In a partnership with The Atlantic, The Trace investigated the reasons the Centers for Disease Control and Prevention (CDC), which has an annual budget of over $11 billion, stopped doing research on gun violence. In a Trace interview, Mark L. Rosenberg, a founder of the CDC's National Center for Injury Prevention and Control, the division of the agency responsible for doing gun violence research, Rosenberg said that it was "the leadership of the CDC who stopped the agency from doing gun violence research. The Injury Center, established by Rosenberg and five colleagues in 1992, had an annual budget of c. $260,000 focused on "identifying the root causes of firearm deaths and the best methods to prevent them". Rosenberg told The Trace in 2016, "Right now, there is nothing stopping them from addressing this life-and-death national problem." It was previously assumed that the research was not being done because of a sentence in the 1996 Dickey Amendment, which was supported by the NRA, and inserted into the 1996 appropriations bill which stated "none of the funds made available for injury prevention and control at the Centers for Disease Control and Prevention may be used to advocate or promote gun control". In 1997, "Congress redirected all of the money previously earmarked for gun violence research to the study of traumatic brain injury." David Satcher, who was the CDC head from 1993 to 1998, advocated for gun violence research until he left in 1998. In 1999 Rosenberg was fired. Over a dozen "public health insiders, including current and former CDC senior leaders" told Trace interviewers that CDC senior leaders took an overly cautious stance in their interpretation of the Dickey amendment. They could have done much more.

==Themes==
The Trace keeps track of NRA spending on elections. The NRA broke its own record of $31.7 million in 2014 with $36.3 million in 2016 in support of Donald Trump's candidacy for president.
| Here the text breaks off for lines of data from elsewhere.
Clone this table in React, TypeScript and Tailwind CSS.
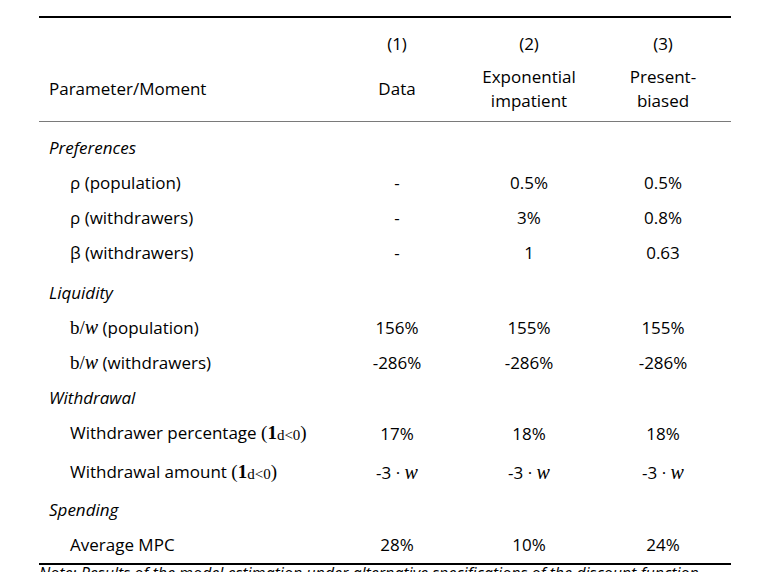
import React from 'react';

const sans = "font-['Open_Sans','Noto_Sans',sans-serif]";
const serif = "font-['Liberation_Serif','DejaVu_Serif',serif]";

// small math helpers
const W = () => <span className={`${serif} italic text-[20px]`}>w</span>;
const BW = () => (
  <span className={`${serif} text-[19px]`}>
    b/<span className="italic text-[20px]">w</span>
  </span>
);
const Ind = () => (
  <span className={`${serif} text-[19px]`}>
    (<span className="font-bold">1</span>
    <sub className="text-[15px] relative top-[1px]">d&lt;0</sub>)
  </span>
);

type Row = {
  label: React.ReactNode;
  vals?: React.ReactNode[];
  section?: boolean;
  h: string;
};

const rows: Row[] = [
  { label: 'Preferences', section: true, h: 'h-[35px]' },
  { label: <>ρ (population)</>, vals: ['-', '0.5%', '0.5%'], h: 'h-[35px]' },
  { label: <>ρ (withdrawers)</>, vals: ['-', '3%', '0.8%'], h: 'h-[35px]' },
  { label: <>β&nbsp;(withdrawers)</>, vals: ['-', '1', '0.63'], h: 'h-[35px]' },
  { label: 'Liquidity', section: true, h: 'h-[35px] mt-[5px]' },
  { label: <><BW /> (population)</>, vals: ['156%', '155%', '155%'], h: 'h-[35px]' },
  { label: <><BW /> (withdrawers)</>, vals: ['-286%', '-286%', '-286%'], h: 'h-[35px]' },
  { label: 'Withdrawal', section: true, h: 'h-[35px]' },
  { label: <>Withdrawer percentage <Ind /></>, vals: ['17%', '18%', '18%'], h: 'h-[37px]' },
  {
    label: <>Withdrawal amount <Ind /></>,
    vals: [<>-3 · <W /></>, <>-3 · <W /></>, <>-3 · <W /></>],
    h: 'h-[40px]',
  },
  { label: 'Spending', section: true, h: 'h-[35px]' },
  { label: 'Average MPC', vals: ['28%', '10%', '24%'], h: 'h-[35px]' },
];

export default function App() {
  return (
    <div className={`w-[772px] h-[572px] overflow-hidden bg-white text-black text-[17px] ${sans}`}>
      <div className="ml-[39px] w-[692px] pt-[16px]">
        {/* ── Top rule ───────────────────────────── */}
        <div className="h-[1.5px] bg-black" />

        {/* ── Header ─────────────────────────────── */}
        <div className="flex h-[52px] items-center">
          <div className="w-[292px]" />
          <div className="w-[132px] text-center">(1)</div>
          <div className="w-[132px] text-center">(2)</div>
          <div className="w-[136px] text-center">(3)</div>
        </div>
        <div className="flex h-[38px] items-center leading-[24px]">
          <div className="w-[292px] pl-[10px]">Parameter/Moment</div>
          <div className="w-[132px] text-center">Data</div>
          <div className="w-[132px] text-center">Exponential<br />impatient</div>
          <div className="w-[136px] text-center">Present-<br />biased</div>
        </div>
        <div className="h-[13px]" />
        <div className="h-[1.5px] bg-[#7a7a7a]" />

        {/* ── Body ───────────────────────────────── */}
        <div className="pt-[8px]">
          {rows.map((r, i) => (
            <div key={i} className={`flex items-center ${r.h}`}>
              <div className={`w-[292px] whitespace-nowrap ${r.section ? 'pl-[10px] italic' : 'pl-[31px]'}`}>
                {r.label}
              </div>
              {r.vals && (
                <>
                  <div className="w-[132px] text-center whitespace-nowrap">{r.vals[0]}</div>
                  <div className="w-[132px] text-center whitespace-nowrap">{r.vals[1]}</div>
                  <div className="w-[136px] text-center whitespace-nowrap">{r.vals[2]}</div>
                </>
              )}
            </div>
          ))}
        </div>

        {/* ── Bottom rule + note ─────────────────── */}
        <div className="h-[1.5px] bg-black mt-[1px]" />
        <p className="italic leading-[16px] text-[16px] whitespace-nowrap">
          Note: Results of the model estimation under alternative specifications of the discount function.
        </p>
      </div>
    </div>
  );
}
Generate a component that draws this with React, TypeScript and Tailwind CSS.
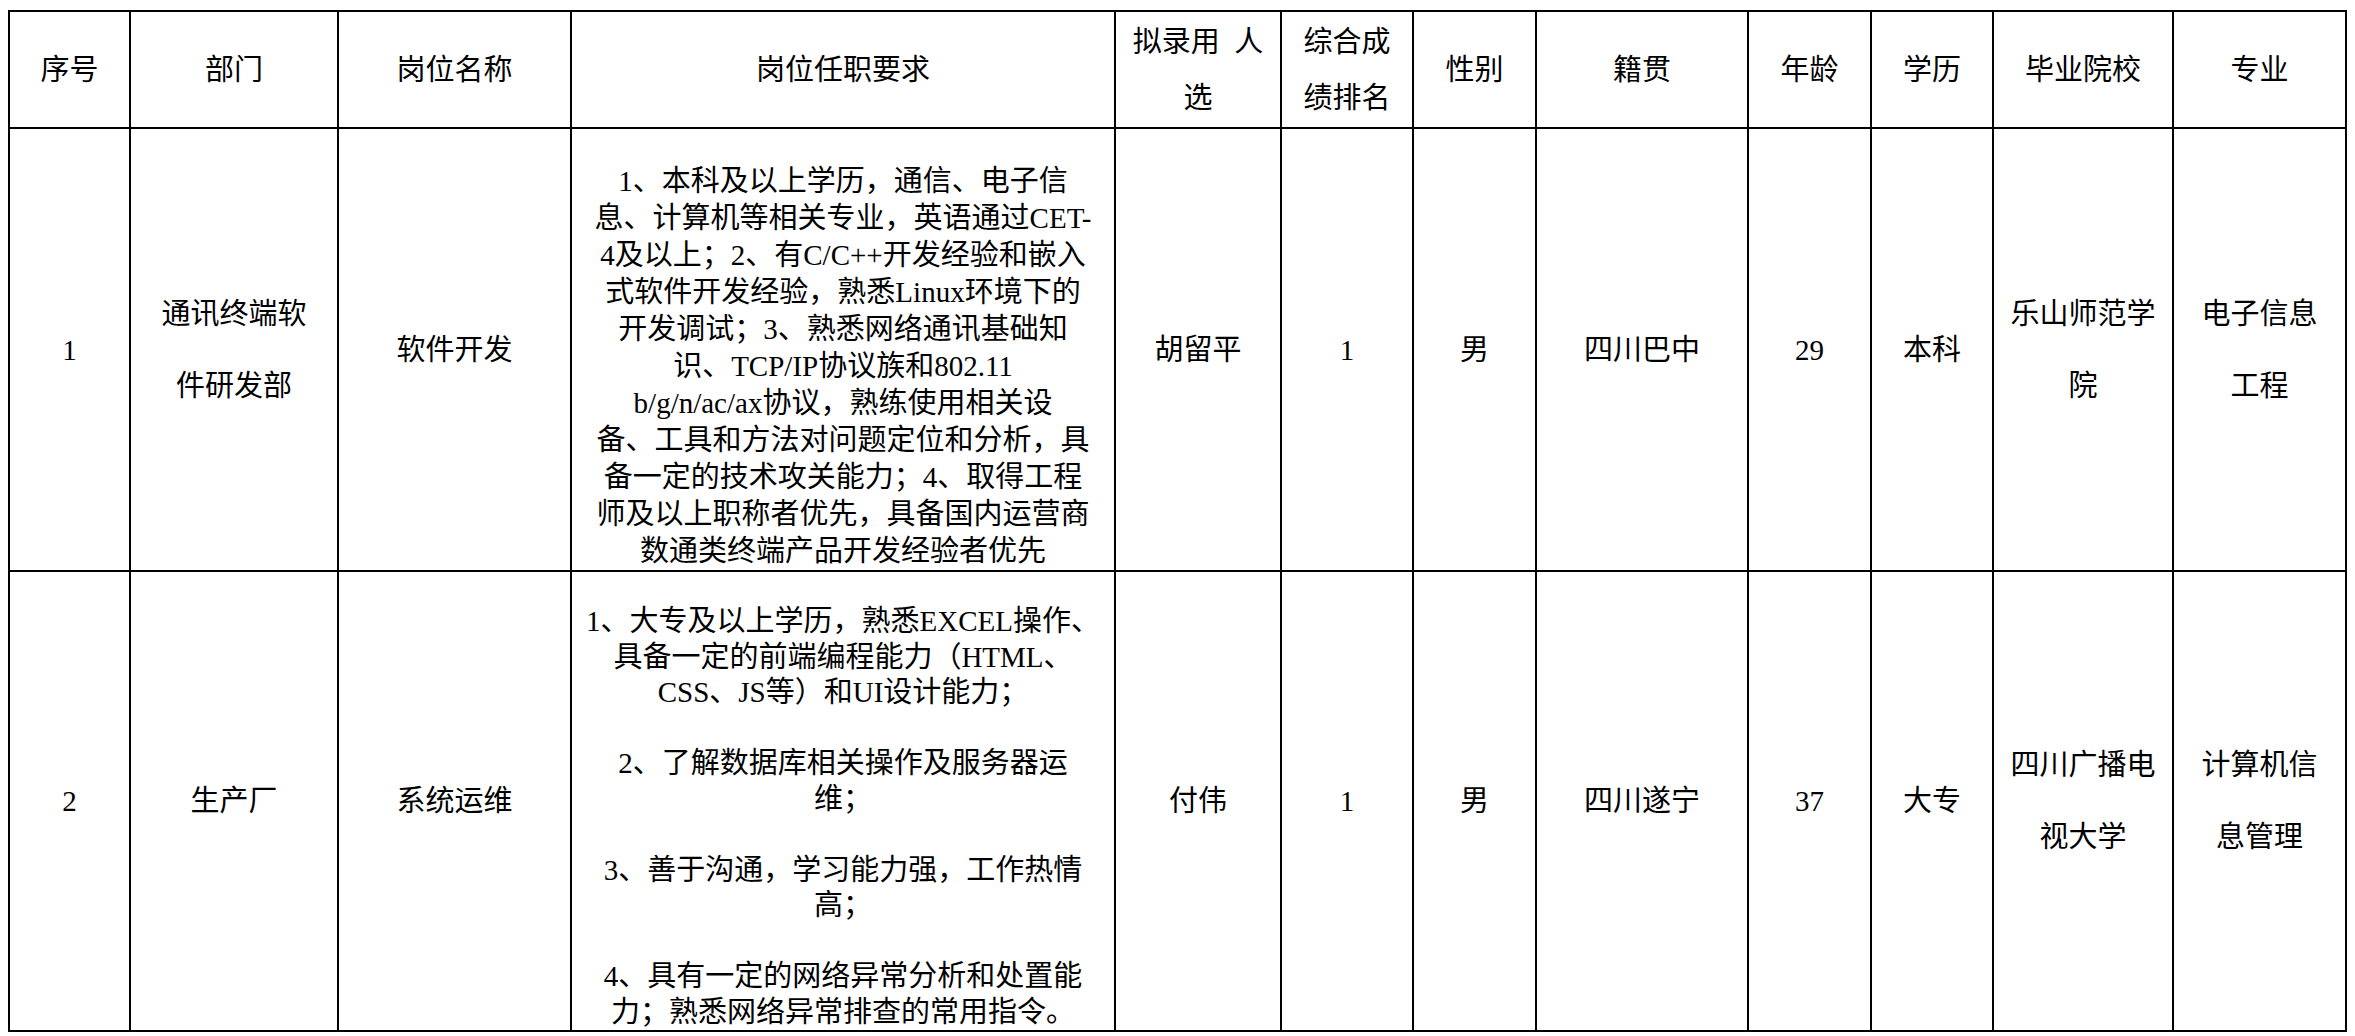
import React from "react"

const headers: string[][] = [
  ["序号"],
  ["部门"],
  ["岗位名称"],
  ["岗位任职要求"],
  ["拟录用\u2002人", "选"],
  ["综合成", "绩排名"],
  ["性别"],
  ["籍贯"],
  ["年龄"],
  ["学历"],
  ["毕业院校"],
  ["专业"],
]

const req1 = [
  "1、本科及以上学历，通信、电子信",
  "息、计算机等相关专业，英语通过CET-",
  "4及以上；2、有C/C++开发经验和嵌入",
  "式软件开发经验，熟悉Linux环境下的",
  "开发调试；3、熟悉网络通讯基础知",
  "识、TCP/IP协议族和802.11",
  "b/g/n/ac/ax协议，熟练使用相关设",
  "备、工具和方法对问题定位和分析，具",
  "备一定的技术攻关能力；4、取得工程",
  "师及以上职称者优先，具备国内运营商",
  "数通类终端产品开发经验者优先",
]

const req2 = [
  "1、大专及以上学历，熟悉EXCEL操作、",
  "具备一定的前端编程能力（HTML、",
  "CSS、JS等）和UI设计能力；",
  "",
  "2、了解数据库相关操作及服务器运",
  "维；",
  "",
  "3、善于沟通，学习能力强，工作热情",
  "高；",
  "",
  "4、具有一定的网络异常分析和处置能",
  "力；熟悉网络异常排查的常用指令。",
]

const rows = [
  {
    cells: [["1"], ["通讯终端软", "件研发部"], ["软件开发"]],
    req: req1,
    rest: [["胡留平"], ["1"], ["男"], ["四川巴中"], ["29"], ["本科"], ["乐山师范学", "院"], ["电子信息", "工程"]],
  },
  {
    cells: [["2"], ["生产厂"], ["系统运维"]],
    req: req2,
    rest: [["付伟"], ["1"], ["男"], ["四川遂宁"], ["37"], ["大专"], ["四川广播电", "视大学"], ["计算机信", "息管理"]],
  },
]

function Cell({ lines, header }: { lines: string[]; header?: boolean }) {
  const lh = lines.length > 1 ? (header ? "leading-[56px]" : "leading-[72px]") : "leading-[36px]"
  return (
    <div className={`bg-white flex flex-col items-center justify-center text-center ${lh}`}>
      {lines.map((l, i) => (
        <div key={i} className="whitespace-pre">
          {l}
        </div>
      ))}
    </div>
  )
}

function Requirements({ lines, second }: { lines: string[]; second?: boolean }) {
  return (
    <div
      className={`bg-white overflow-hidden flex flex-col items-center text-center ${
        second ? "pt-[32px] leading-[35.5px]" : "pt-[34px] leading-[37px]"
      }`}
    >
      {lines.map((l, i) => (
        <div key={i} className="whitespace-nowrap">
          {l || "\u00a0"}
        </div>
      ))}
    </div>
  )
}

export default function App() {
  return (
    <div className="w-[2355px] h-[1036px] bg-white pl-[8px] pt-[10px] overflow-hidden text-black text-[29px] font-['Liberation_Serif','Noto_Sans_CJK_SC',serif]">
      <div className="inline-grid bg-black p-[2px] gap-[2px] grid-cols-[119px_206px_231px_542px_164px_130px_121px_210px_121px_120px_178px_171px] grid-rows-[115px_441px_458px]">
        {headers.map((h, i) => (
          <Cell key={"h" + i} lines={h} header />
        ))}
        {rows.map((r, ri) => (
          <React.Fragment key={ri}>
            {r.cells.map((c, i) => (
              <Cell key={"c" + i} lines={c} />
            ))}
            <Requirements lines={r.req} second={ri === 1} />
            {r.rest.map((c, i) => (
              <Cell key={"r" + i} lines={c} />
            ))}
          </React.Fragment>
        ))}
      </div>
    </div>
  )
}
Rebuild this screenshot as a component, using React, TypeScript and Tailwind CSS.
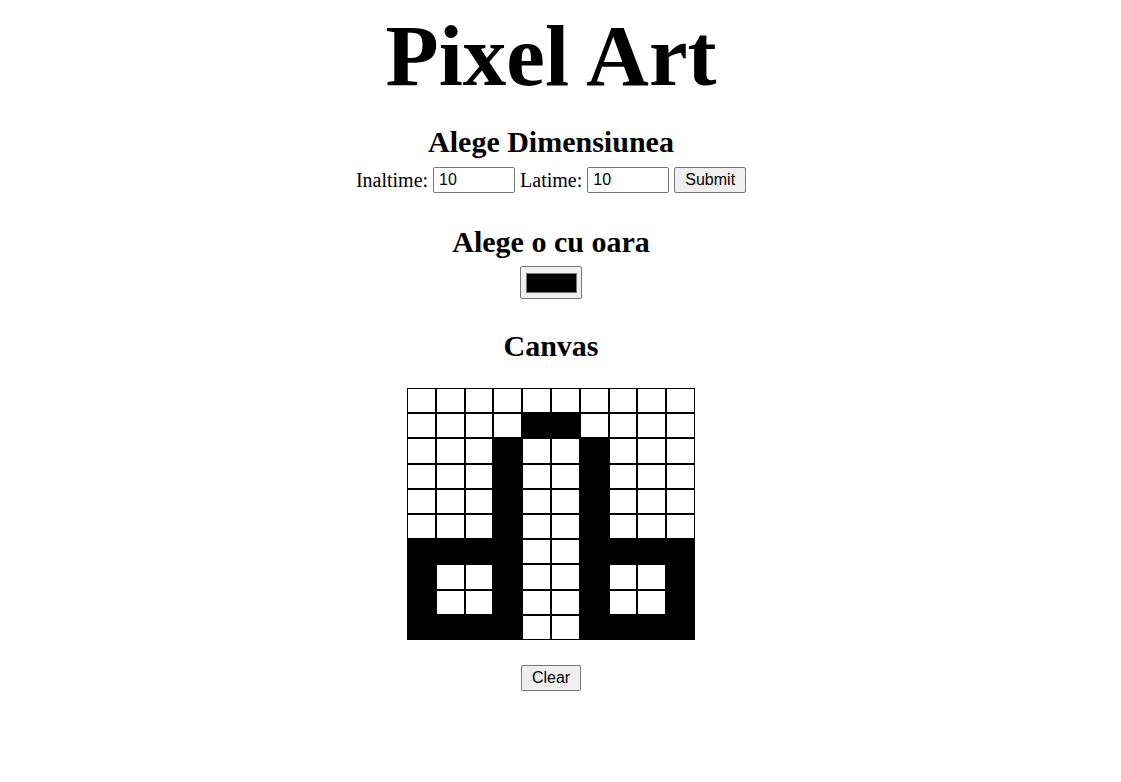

==Dispute with Students for Concealed Carry==
An investigation by Adam Weinstein, published in The Trace in 2015, described Students for Concealed Carry (SCC), an organization that supports campus carry, as being backed and influenced by the Leadership Institute (LI), an organization sponsoring conservative student activism, and Gun Owners of America, a gun-rights lobbying organization. SCC, in turn, denied being founded by or receiving regular funding from outside groups, claiming that the organization is student-run while also acknowledging ties to other gun-rights organizations and saying that some campus chapters received grants from the Leadership Institute.

==The Gunfighters==
NPR described The Trace as an independent journalism organization "dedicated to covering America's gun violence crisis."

Mike Spies, who has been reporting on the gun lobby since 2015, wrote a series called "The Gunfighters", which investigated the influence of the National Rifle Association of America (NRA) on state gun policy and politics, including the NRA's promotion of a grading system for lawmakers from A+ to F (published in an article with the New York Daily News), and the role of the NRA and NRA lobbyists such as Marion Hammer in opposing proposed legislation requiring the safe storage of weapons and in promoting "stand-your-ground" legislation.

In articles in 2016, Spies described how the NRA began to use their scoring system to influence judicial nominations. The first attempt was during the confirmation proceedings of Supreme Court justice Sonia Sotomayor in 2009 at the request of Mitch McConnell and again in 2010 with Elena Kagan. In 2011, the NRA opposed Caitlin Halligan's nomination to the Court of Appeals for the D.C. Circuit and as a result, Senate Republicans blocked her confirmation. In 2016, the NRA opposed the nomination of Merrick Garland to the Supreme Court because he did not "respect the individual right to bear arms" - in 2007, Garland had "cast a vote in favor of allowing his court to review a crucial opinion by a three-judge panel that had found D.C.'s handgun ban unconstitutional." This article was cited in The Second Amendment and Gun Control: Freedom, Fear, and the American Constitution which presented both sides of the debate between those who "favour more gun controls and those who would prefer fewer of them."